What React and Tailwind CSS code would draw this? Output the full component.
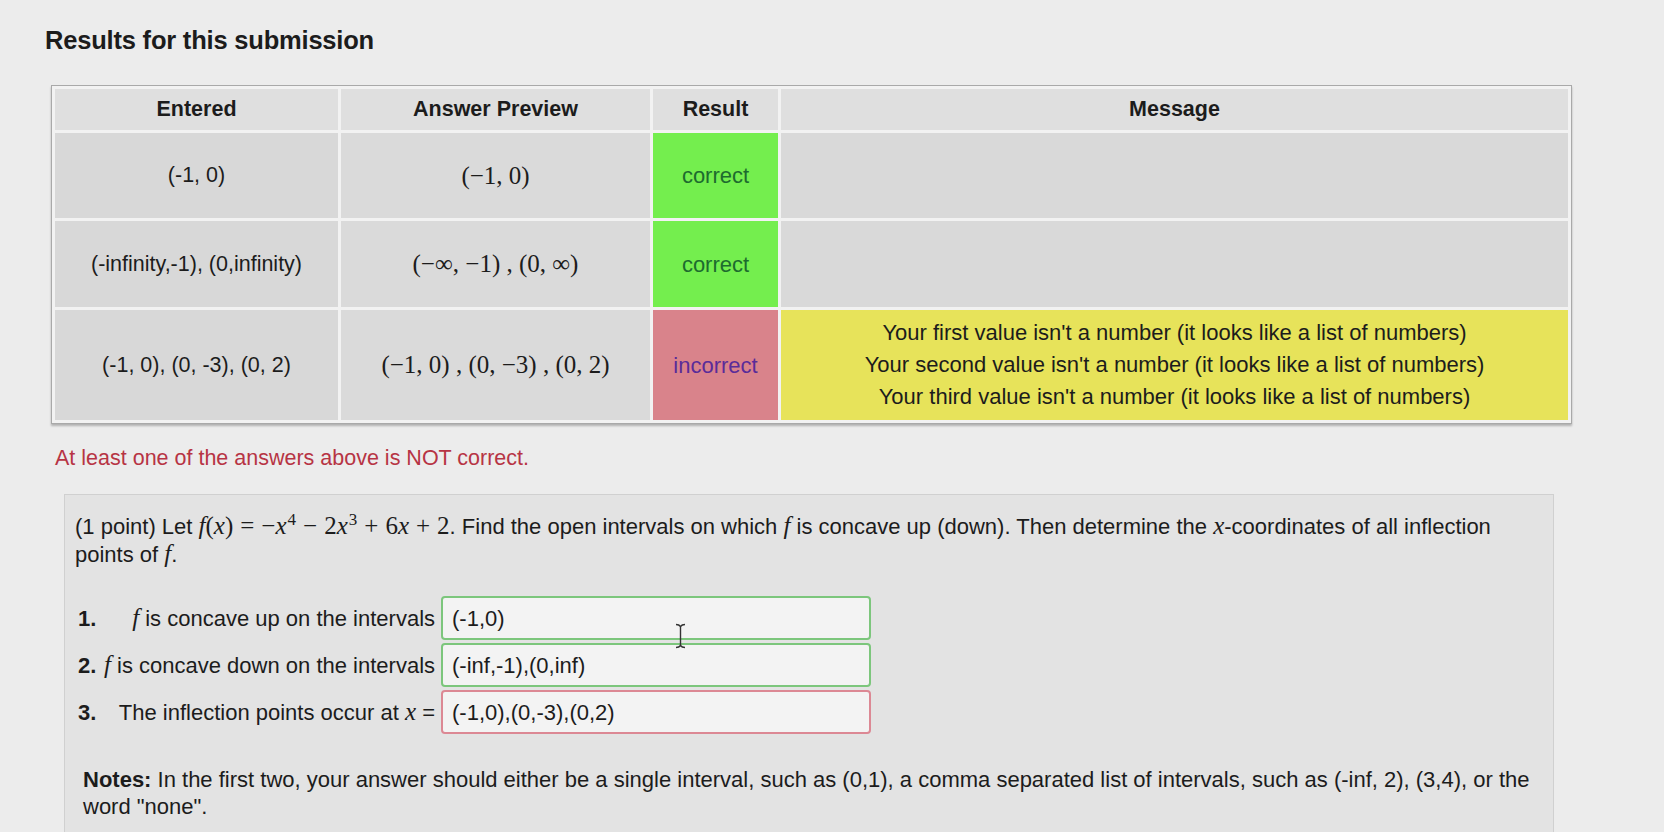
import React from "react";

const sans = { fontFamily: '"Liberation Sans", Arial, sans-serif' };

const rows = [
  { entered: "(-1, 0)", preview: "(−1, 0)", ok: true, h: "h-[88px]", msg: [] },
  {
    entered: "(-infinity,-1), (0,infinity)",
    preview: "(−∞, −1) , (0, ∞)",
    ok: true,
    h: "h-[89px]",
    msg: [],
  },
  {
    entered: "(-1, 0), (0, -3), (0, 2)",
    preview: "(−1, 0) , (0, −3) , (0, 2)",
    ok: false,
    h: "h-[113px]",
    msg: [
      "Your first value isn't a number (it looks like a list of numbers)",
      "Your second value isn't a number (it looks like a list of numbers)",
      "Your third value isn't a number (it looks like a list of numbers)",
    ],
  },
];

// math-ish inline pieces, roughly like MathJax output
const I = ({ children }) => (
  <span className="font-['Liberation_Serif',serif] italic text-[25px]">{children}</span>
);
const M = ({ children }) => <span className="font-['Liberation_Serif',serif] text-[25px]">{children}</span>;
const Op = ({ children }) => (
  <span className="font-['Liberation_Serif',serif] text-[25px] mx-[7px]">{children}</span>
);
const Sup = ({ children }) => (
  <sup className="font-['Liberation_Serif',serif] text-[17px] relative -top-[9px] ml-[1px]">{children}</sup>
);

const Answer = ({ n, label, value, ok }) => (
  <>
    <div className="font-bold">{n}.</div>
    <div className="text-right pr-[6px] whitespace-nowrap">{label}</div>
    <div
      className={
        "h-[44px] w-[430px] rounded-[4px] border-2 bg-[#f3f3f3] flex items-center px-[9px] " +
        (ok ? "border-[#7cc67c]" : "border-[#dc8894]")
      }
    >
      {value}
    </div>
  </>
);

const cell = "border-[3px] border-[#f2f2f2]";

export default function App() {
  return (
    <div className="min-h-[832px] bg-[#ececec] text-[#1c1c1c] overflow-hidden" style={sans}>
      <div className="pl-[45px] pt-[24px]">
        <h2 className="text-[25.5px] font-bold leading-[32px] tracking-[-0.2px]">Results for this submission</h2>
      </div>

      <div className="ml-[51px] mt-[29px] w-[1521px] border border-[#a9a9a9] shadow-[0_2px_2px_rgba(0,0,0,0.25)]">
        <table className="w-full border-collapse table-fixed text-[21.5px]">
          <colgroup>
            <col className="w-[286px]" />
            <col className="w-[312px]" />
            <col className="w-[128px]" />
            <col />
          </colgroup>
          <thead>
            <tr className="h-[44px] bg-[#dfdfdf] text-[21.5px]">
              <th className={cell + " font-bold"}>Entered</th>
              <th className={cell + " font-bold"}>Answer Preview</th>
              <th className={cell + " font-bold"}>Result</th>
              <th className={cell + " font-bold"}>Message</th>
            </tr>
          </thead>
          <tbody>
            {rows.map((r, i) => (
              <tr key={i} className={r.h + " text-center"}>
                <td className={cell + " bg-[#d8d8d8]"}>{r.entered}</td>
                <td className={cell + " bg-[#dadada] font-['Liberation_Serif',serif] text-[25px]"}>{r.preview}</td>
                <td
                  className={
                    cell +
                    " text-[22px] " +
                    (r.ok ? "bg-[#74ee4e] text-[#1d6b2e]" : "bg-[#d9838b] text-[#5a2c99]")
                  }
                >
                  {r.ok ? "correct" : "incorrect"}
                </td>
                <td
                  className={
                    cell + " text-[22px] leading-[32px] " + (r.msg.length ? "bg-[#e7e35a]" : "bg-[#d9d9d9]")
                  }
                >
                  {r.msg.map((m) => (
                    <div key={m}>{m}</div>
                  ))}
                </td>
              </tr>
            ))}
          </tbody>
        </table>
      </div>

      <p className="ml-[55px] mt-[21px] text-[21.5px] leading-[26px] text-[#b73444]">
        At least one of the answers above is NOT correct.
      </p>

      <div className="relative ml-[64px] mt-[23px] w-[1490px] h-[420px] bg-[#e3e3e3] border border-[#d0d0d0] pl-[10px] pr-[20px] pt-[17px] text-[22px] leading-[27px]">
        <p>
          (1 point) Let <I>f</I>
          <M>(</M>
          <I>x</I>
          <M>)</M>
          <Op>=</Op>
          <M>−</M>
          <I>x</I>
          <Sup>4</Sup>
          <Op>−</Op>
          <M>2</M>
          <I>x</I>
          <Sup>3</Sup>
          <Op>+</Op>
          <M>6</M>
          <I>x</I>
          <Op>+</Op>
          <M>2</M>. Find the open intervals on which <I>f</I> is concave up (down). Then determine the{" "}
          <I>x</I>-coordinates of all inflection points of <I>f</I>.
        </p>

        <div className="mt-[28px] pl-[3px] grid grid-cols-[26px_auto_auto] items-center gap-y-[3px] justify-start">
          <Answer
            n="1"
            ok
            label={
              <>
                <I>f</I> is concave up on the intervals
              </>
            }
            value="(-1,0)"
          />
          <Answer
            n="2"
            ok
            label={
              <>
                <I>f</I> is concave down on the intervals
              </>
            }
            value="(-inf,-1),(0,inf)"
          />
          <Answer
            n="3"
            ok={false}
            label={
              <>
                The inflection points occur at <I>x</I> =
              </>
            }
            value="(-1,0),(0,-3),(0,2)"
          />
        </div>

        {/* text cursor */}
        <svg className="absolute left-[609px] top-[128px]" width="13" height="26" viewBox="0 0 13 26">
          <path d="M2 1.5c2 0 3.5 0.5 4.5 2c1-1.5 2.5-2 4.5-2M6.5 3.5v19M2 24.5c2 0 3.5-0.5 4.5-2c1 1.5 2.5 2 4.5 2" stroke="#333" strokeWidth="1.4" fill="none" />
        </svg>

        <p className="mt-[32px] pl-[8px]">
          <span className="font-bold">Notes:</span> In the first two, your answer should either be a single
          interval, such as (0,1), a comma separated list of intervals, such as (-inf, 2), (3,4), or the word
          "none".
        </p>
      </div>
    </div>
  );
}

_ _ _

* EXERCISE GOAL: Without the pictures, print the whole listing exactly as given.

* THE SOLUTION:
What React and Tailwind CSS code would draw this? Output the full component.
import React from "react";

const sans = { fontFamily: '"Liberation Sans", Arial, sans-serif' };

const rows = [
  { entered: "(-1, 0)", preview: "(−1, 0)", ok: true, h: "h-[88px]", msg: [] },
  {
    entered: "(-infinity,-1), (0,infinity)",
    preview: "(−∞, −1) , (0, ∞)",
    ok: true,
    h: "h-[89px]",
    msg: [],
  },
  {
    entered: "(-1, 0), (0, -3), (0, 2)",
    preview: "(−1, 0) , (0, −3) , (0, 2)",
    ok: false,
    h: "h-[113px]",
    msg: [
      "Your first value isn't a number (it looks like a list of numbers)",
      "Your second value isn't a number (it looks like a list of numbers)",
      "Your third value isn't a number (it looks like a list of numbers)",
    ],
  },
];

// math-ish inline pieces, roughly like MathJax output
const I = ({ children }) => (
  <span className="font-['Liberation_Serif',serif] italic text-[25px]">{children}</span>
);
const M = ({ children }) => <span className="font-['Liberation_Serif',serif] text-[25px]">{children}</span>;
const Op = ({ children }) => (
  <span className="font-['Liberation_Serif',serif] text-[25px] mx-[7px]">{children}</span>
);
const Sup = ({ children }) => (
  <sup className="font-['Liberation_Serif',serif] text-[17px] relative -top-[9px] ml-[1px]">{children}</sup>
);

const Answer = ({ n, label, value, ok }) => (
  <>
    <div className="font-bold">{n}.</div>
    <div className="text-right pr-[6px] whitespace-nowrap">{label}</div>
    <div
      className={
        "h-[44px] w-[430px] rounded-[4px] border-2 bg-[#f3f3f3] flex items-center px-[9px] " +
        (ok ? "border-[#7cc67c]" : "border-[#dc8894]")
      }
    >
      {value}
    </div>
  </>
);

const cell = "border-[3px] border-[#f2f2f2]";

export default function App() {
  return (
    <div className="min-h-[832px] bg-[#ececec] text-[#1c1c1c] overflow-hidden" style={sans}>
      <div className="pl-[45px] pt-[24px]">
        <h2 className="text-[25.5px] font-bold leading-[32px] tracking-[-0.2px]">Results for this submission</h2>
      </div>

      <div className="ml-[51px] mt-[29px] w-[1521px] border border-[#a9a9a9] shadow-[0_2px_2px_rgba(0,0,0,0.25)]">
        <table className="w-full border-collapse table-fixed text-[21.5px]">
          <colgroup>
            <col className="w-[286px]" />
            <col className="w-[312px]" />
            <col className="w-[128px]" />
            <col />
          </colgroup>
          <thead>
            <tr className="h-[44px] bg-[#dfdfdf] text-[21.5px]">
              <th className={cell + " font-bold"}>Entered</th>
              <th className={cell + " font-bold"}>Answer Preview</th>
              <th className={cell + " font-bold"}>Result</th>
              <th className={cell + " font-bold"}>Message</th>
            </tr>
          </thead>
          <tbody>
            {rows.map((r, i) => (
              <tr key={i} className={r.h + " text-center"}>
                <td className={cell + " bg-[#d8d8d8]"}>{r.entered}</td>
                <td className={cell + " bg-[#dadada] font-['Liberation_Serif',serif] text-[25px]"}>{r.preview}</td>
                <td
                  className={
                    cell +
                    " text-[22px] " +
                    (r.ok ? "bg-[#74ee4e] text-[#1d6b2e]" : "bg-[#d9838b] text-[#5a2c99]")
                  }
                >
                  {r.ok ? "correct" : "incorrect"}
                </td>
                <td
                  className={
                    cell + " text-[22px] leading-[32px] " + (r.msg.length ? "bg-[#e7e35a]" : "bg-[#d9d9d9]")
                  }
                >
                  {r.msg.map((m) => (
                    <div key={m}>{m}</div>
                  ))}
                </td>
              </tr>
            ))}
          </tbody>
        </table>
      </div>

      <p className="ml-[55px] mt-[21px] text-[21.5px] leading-[26px] text-[#b73444]">
        At least one of the answers above is NOT correct.
      </p>

      <div className="relative ml-[64px] mt-[23px] w-[1490px] h-[420px] bg-[#e3e3e3] border border-[#d0d0d0] pl-[10px] pr-[20px] pt-[17px] text-[22px] leading-[27px]">
        <p>
          (1 point) Let <I>f</I>
          <M>(</M>
          <I>x</I>
          <M>)</M>
          <Op>=</Op>
          <M>−</M>
          <I>x</I>
          <Sup>4</Sup>
          <Op>−</Op>
          <M>2</M>
          <I>x</I>
          <Sup>3</Sup>
          <Op>+</Op>
          <M>6</M>
          <I>x</I>
          <Op>+</Op>
          <M>2</M>. Find the open intervals on which <I>f</I> is concave up (down). Then determine the{" "}
          <I>x</I>-coordinates of all inflection points of <I>f</I>.
        </p>

        <div className="mt-[28px] pl-[3px] grid grid-cols-[26px_auto_auto] items-center gap-y-[3px] justify-start">
          <Answer
            n="1"
            ok
            label={
              <>
                <I>f</I> is concave up on the intervals
              </>
            }
            value="(-1,0)"
          />
          <Answer
            n="2"
            ok
            label={
              <>
                <I>f</I> is concave down on the intervals
              </>
            }
            value="(-inf,-1),(0,inf)"
          />
          <Answer
            n="3"
            ok={false}
            label={
              <>
                The inflection points occur at <I>x</I> =
              </>
            }
            value="(-1,0),(0,-3),(0,2)"
          />
        </div>

        {/* text cursor */}
        <svg className="absolute left-[609px] top-[128px]" width="13" height="26" viewBox="0 0 13 26">
          <path d="M2 1.5c2 0 3.5 0.5 4.5 2c1-1.5 2.5-2 4.5-2M6.5 3.5v19M2 24.5c2 0 3.5-0.5 4.5-2c1 1.5 2.5 2 4.5 2" stroke="#333" strokeWidth="1.4" fill="none" />
        </svg>

        <p className="mt-[32px] pl-[8px]">
          <span className="font-bold">Notes:</span> In the first two, your answer should either be a single
          interval, such as (0,1), a comma separated list of intervals, such as (-inf, 2), (3,4), or the word
          "none".
        </p>
      </div>
    </div>
  );
}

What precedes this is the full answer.